Repair work needed

Published 2:32 pm Sunday, May 19, 2019

Friday, a piece of legislation passed from N.C. House of Representatives to the N.C. Senate. This particular piece of legislation, if passed, would give 96 North Carolina county governments the ability to raise the local sales tax rate up to 7.25%. For Durham, Forsyth, Guilford, Mecklenburg, Orange and Wake counties, that number could go up to 7.5%, as each of these counties dedicates, by statute, 1/4% of their current taxes to public transportation.

It’s not a unilateral decision: each county would be able to decide for itself if, first, they want to place a referendum for a sales tax hike on the ballot. Then it would be up to voters to decide whether they want to increase taxes.

Beaufort County’s current sales tax rate is 6.75%. The state gets 4.75% of that, and the county gets 2%, which for fiscal year 2018-19, ended up coming in at around $9.5 million. An additional .50% would add quite a chunk of change to the county coffers.

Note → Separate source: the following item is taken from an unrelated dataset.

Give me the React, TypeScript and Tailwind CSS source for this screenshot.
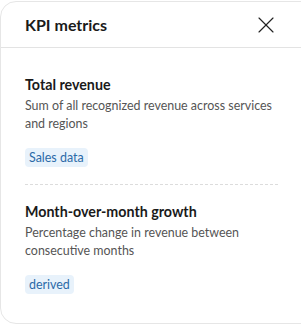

The county, at its discretion, could choose one of two options, which would be displayed on the referendum ballot: either the county could use the additional sales tax revenue for “Any public purpose” or “Only public education purposes.”

Public education purposes would be: public school capital outlay purposes or any debt the county’s carrying because of such projects (new buildings, maintenance, etc.); supplements of classroom teacher salaries; or financial support of community colleges.

So, there are a lot of things the county could do with more sales tax, but school systems are underfunded and local teacher pay is much lower than the state-stated average of $54,000 a year. It would only be fair and right, if there were to be a sales tax increase, that those funds would be used for one, or both, of those purposes.

But here we are again, where the state, rather than funding public education fully, is trying to hand counties additional financial responsibility in making sure schools aren’t crumbling and teachers aren’t fleeing in droves to states where they’ll get paid a fair salary. Rather than fully fund public schools, they’re putting county governments in the difficult position of raising taxes and making the residents of Beaufort County pay out of pocket to fund what should be funded in the first place.

If teachers are paid a comparable wage and schools have money for much-needed repairs — that’s worth paying for. Also in much need of repair is the system that continually allows the bill to be kicked down to the county level.